Too often, social workers are seen as surrogate child snatchers. Too often, the first contact that a vulnerable family has with a social worker is the knock on the door to initiate care proceedings. Many of us would like to see social workers instead working constructively and preventively with vulnerable families at an early stage, doing everything possible to keep families together, rather than adding to the 61,000 children in care.
We must remember that the majority of children in the care system are returned to their families within a year. It is therefore particularly important that the social worker—preferably the same one throughout—establishes and maintains good relations with the child, who may have to go into care temporarily, and with the family to whom, hopefully, the child will return.
We welcome anything that will provide innovation and an antidote to the demotivation felt by many social workers. In parts of London and other inner-city areas vacancy rates for social workers are as high as 20 per cent. As our commission reported, many social workers complain about the excessive bureaucracy, which means that too many of them spend too much time in front of computer screens and filling in forms, rather than in front of children and families trying to sort out problems at the sharp end. They complain that they are too often reactive rather than proactive, and that they are demonised in the press.

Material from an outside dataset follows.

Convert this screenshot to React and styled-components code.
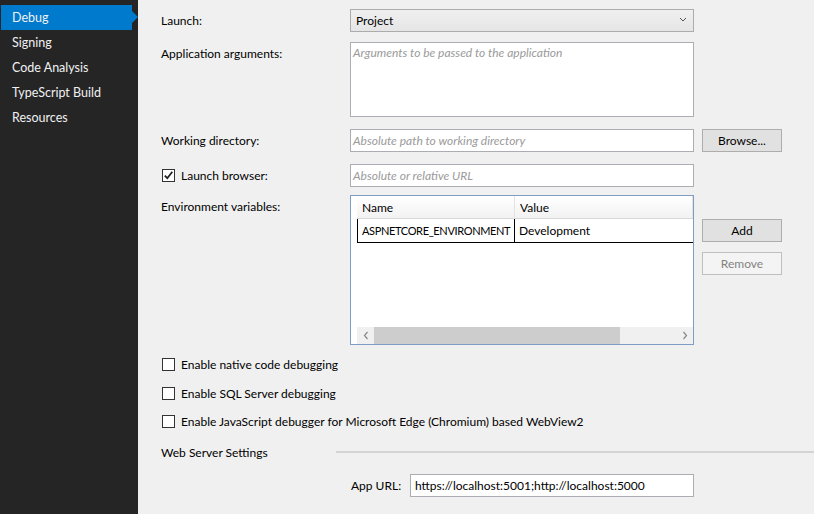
import React from "react";
import styled, { createGlobalStyle } from "styled-components";

const GlobalStyle = createGlobalStyle`
  html, body { margin: 0; padding: 0; }
  body {
    font-family: Lato, "Noto Sans", "Liberation Sans", sans-serif;
    font-size: 12px;
    color: #000;
    background: #F0F0F0;
  }
`;

const sideItems = ["Debug", "Signing", "Code Analysis", "TypeScript Build", "Resources"];

export default function App() {
  return (
    <>
      <GlobalStyle />
      <Page>
        <Sidebar>
          {sideItems.map((item, i) => (
            <SideItem key={item} active={i === 0}>{item}</SideItem>
          ))}
        </Sidebar>

        <Main>
          <Row>
            <Label>Launch:</Label>
            <Select>
              <span>Project</span>
              <svg width="8" height="5" viewBox="0 0 8 5">
                <path d="M1 1 L4 4 L7 1" fill="none" stroke="#555" strokeWidth="1" />
              </svg>
            </Select>
          </Row>

          <Row gap={10}>
            <Label>Application arguments:</Label>
            <TextArea>
              <Placeholder>Arguments to be passed to the application</Placeholder>
            </TextArea>
          </Row>

          <Row gap={12}>
            <Label>Working directory:</Label>
            <Input><Placeholder>Absolute path to working directory</Placeholder></Input>
            <Button>Browse...</Button>
          </Row>

          <Row gap={12}>
            <Label>
              <Check checked />
              Launch browser:
            </Label>
            <Input><Placeholder>Absolute or relative URL</Placeholder></Input>
          </Row>

          <Row gap={8}>
            <Label>Environment variables:</Label>
            <Grid>
              <GridBody>
                <HeaderRow>
                  <HeaderCell width={158}>Name</HeaderCell>
                  <HeaderCell>Value</HeaderCell>
                </HeaderRow>
                <DataRow>
                  <DataCell width={158} tight>ASPNETCORE_ENVIRONMENT</DataCell>
                  <DataCell>Development</DataCell>
                </DataRow>
                <Empty />
                <ScrollBar>
                  <ScrollArrow>
                    <svg width="6" height="9" viewBox="0 0 6 9">
                      <path d="M4.5 1 L1.5 4.5 L4.5 8" fill="none" stroke="#888" strokeWidth="1.2" />
                    </svg>
                  </ScrollArrow>
                  <Thumb />
                  <Track />
                  <ScrollArrow>
                    <svg width="6" height="9" viewBox="0 0 6 9">
                      <path d="M1.5 1 L4.5 4.5 L1.5 8" fill="none" stroke="#888" strokeWidth="1.2" />
                    </svg>
                  </ScrollArrow>
                </ScrollBar>
              </GridBody>
            </Grid>
            <SideButtons>
              <Button>Add</Button>
              <Button disabled>Remove</Button>
            </SideButtons>
          </Row>

          <CheckRow top={9}>
            <Check />
            Enable native code debugging
          </CheckRow>
          <CheckRow top={9}>
            <Check />
            Enable SQL Server debugging
          </CheckRow>
          <CheckRow top={8}>
            <Check />
            Enable JavaScript debugger for Microsoft Edge (Chromium) based WebView2
          </CheckRow>

          <SectionHeader>
            <SectionTitle>Web Server Settings</SectionTitle>
            <SectionLine />
          </SectionHeader>

          <UrlRow>
            <UrlLabel>App URL:</UrlLabel>
            <UrlInput>https://localhost:5001;http://localhost:5000</UrlInput>
          </UrlRow>
        </Main>
      </Page>
    </>
  );
}

function Check({ checked }) {
  return (
    <CheckBox>
      {checked && (
        <svg width="11" height="11" viewBox="0 0 11 11">
          <path d="M1.8 5.6 L4.3 8.2 L9.3 1.8" fill="none" stroke="#222" strokeWidth="1.8" />
        </svg>
      )}
    </CheckBox>
  );
}

const Page = styled.div`
  display: flex;
  width: 814px;
  height: 514px;
  overflow: hidden;
`;

const Sidebar = styled.div`
  width: 138px;
  flex-shrink: 0;
  background: #252526;
  padding-top: 5px;
  box-sizing: border-box;
`;

const SideItem = styled.div`
  position: relative;
  height: 25px;
  line-height: 26px;
  margin-left: 1px;
  width: 131px;
  padding-left: 11px;
  box-sizing: border-box;
  color: #F1F1F1;
  font-size: 12.5px;
  background: ${(p) => (p.active ? "#007ACC" : "transparent")};

  &::after {
    content: "";
    display: ${(p) => (p.active ? "block" : "none")};
    position: absolute;
    right: -6px;
    top: 6px;
    border-left: 6px solid #007ACC;
    border-top: 6px solid transparent;
    border-bottom: 6px solid transparent;
  }
`;

const Main = styled.div`
  flex: 1;
  background: #F0F0F0;
  padding: 9px 0 0 23px;
  display: flex;
  flex-direction: column;
`;

const Row = styled.div`
  display: flex;
  align-items: flex-start;
  margin-top: ${(p) => p.gap || 0}px;
`;

const Label = styled.div`
  width: 189px;
  flex-shrink: 0;
  height: 23px;
  line-height: 23px;
  display: flex;
  align-items: center;
  white-space: nowrap;
`;

const fieldBase = `
  width: 344px;
  box-sizing: border-box;
  border: 1px solid #ABADB3;
  background: #FFFFFF;
`;

const Select = styled.div`
  width: 344px;
  height: 23px;
  box-sizing: border-box;
  border: 1px solid #ACACAC;
  background: linear-gradient(#F0F0F0, #E5E5E5);
  display: flex;
  align-items: center;
  justify-content: space-between;
  padding: 0 6px 0 5px;
  svg { margin-top: -2px; }
`;

const TextArea = styled.div`
  ${fieldBase}
  height: 75px;
  padding: 2px 2px;
`;

const Input = styled.div`
  ${fieldBase}
  height: 23px;
  padding: 0 2px;
  line-height: 21px;
`;

const Placeholder = styled.span`
  color: #9A9A9A;
  font-style: italic;
`;

const Button = styled.div`
  width: 80px;
  height: 23px;
  margin-left: 8px;
  box-sizing: border-box;
  border: 1px solid ${(p) => (p.disabled ? "#BFBFBF" : "#ADADAD")};
  background: ${(p) => (p.disabled ? "#F4F4F4" : "#E1E1E1")};
  color: ${(p) => (p.disabled ? "#838383" : "#000")};
  display: flex;
  align-items: center;
  justify-content: center;
`;

const SideButtons = styled.div`
  display: flex;
  flex-direction: column;
  gap: 10px;
  padding-top: 24px;
`;

const CheckBox = styled.span`
  width: 13px;
  height: 13px;
  box-sizing: border-box;
  border: 1px solid #333;
  background: #FFF;
  display: inline-flex;
  align-items: center;
  justify-content: center;
  margin: 0 6px 0 1px;
  flex-shrink: 0;
`;

const Grid = styled.div`
  width: 344px;
  height: 150px;
  box-sizing: border-box;
  border: 1px solid #7F9DC4;
  background: #FFF;
  padding-left: 6px;
  display: flex;
`;

const GridBody = styled.div`
  flex: 1;
  display: flex;
  flex-direction: column;
`;

const HeaderRow = styled.div`
  display: flex;
  height: 23px;
  background: linear-gradient(#FFFFFF, #F2F2F2);
  border-bottom: 1px solid #D9D9D9;
  box-sizing: border-box;
`;

const HeaderCell = styled.div`
  ${(p) => (p.width ? `width: ${p.width}px;` : "flex: 1;")}
  box-sizing: border-box;
  padding-left: 5px;
  line-height: 24px;
  border-right: 1px solid #E3E3E3;
`;

const DataRow = styled.div`
  display: flex;
  height: 24px;
  border-left: 1px solid #000;
  border-bottom: 1px solid #000;
  box-sizing: border-box;
`;

const DataCell = styled.div`
  ${(p) => (p.width ? `width: ${p.width - 1}px; border-right: 1px solid #000;` : "flex: 1;")}
  box-sizing: border-box;
  padding-left: 4px;
  line-height: 23px;
  white-space: nowrap;
  overflow: hidden;
  font-size: ${(p) => (p.tight ? "11px" : "12px")};
  letter-spacing: ${(p) => (p.tight ? "-0.35px" : "normal")};
`;

const Empty = styled.div`
  flex: 1;
`;

const ScrollBar = styled.div`
  height: 17px;
  display: flex;
  background: #F0F0F0;
`;

const ScrollArrow = styled.div`
  width: 17px;
  display: flex;
  align-items: center;
  justify-content: center;
`;

const Thumb = styled.div`
  width: 246px;
  background: #CDCDCD;
`;

const Track = styled.div`
  flex: 1;
`;

const CheckRow = styled.div`
  display: flex;
  align-items: center;
  height: 20px;
  margin-top: ${(p) => p.top}px;
`;

const SectionHeader = styled.div`
  display: flex;
  align-items: center;
  height: 20px;
  margin-top: 11px;
`;

const SectionTitle = styled.div`
  width: 175px;
  flex-shrink: 0;
`;

const SectionLine = styled.div`
  flex: 1;
  height: 2px;
  background: #D4D4D4;
`;

const UrlRow = styled.div`
  display: flex;
  align-items: center;
  margin-top: 12px;
  padding-left: 190px;
`;

const UrlLabel = styled.div`
  width: 59px;
`;

const UrlInput = styled.div`
  width: 284px;
  height: 23px;
  box-sizing: border-box;
  border: 1px solid #ABADB3;
  background: #FFF;
  padding: 0 4px;
  line-height: 21px;
`;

An interesting report was produced by the children’s rights director in July 2006, which was all about the comments of children in the care system about social workers and the social work system. We should never forget to focus on the views of the children. The report outlined the sorts of problems that social worker practices will have to deal with. Typical comments were that a child’s social worker had moved them on when they were just settling down in a placement; that children should not have had to stop all contact with their birth families or have been split up from their friends; that social workers should not ignore the views and feelings of young children; that social workers kept changing; that social workers who were leaving were not good at passing information on to whoever took on the child; and that it was important that children got on with their social worker.
We must remember that young people in the care system have very little say on who their social worker is. That is an important consideration for social work practices. All those challenges are faced by social workers now, when they are attached to local authorities, in dealing with children in the care system. The problems will not go away just because we have a new structure of social work practices. Those practices are now being piloted.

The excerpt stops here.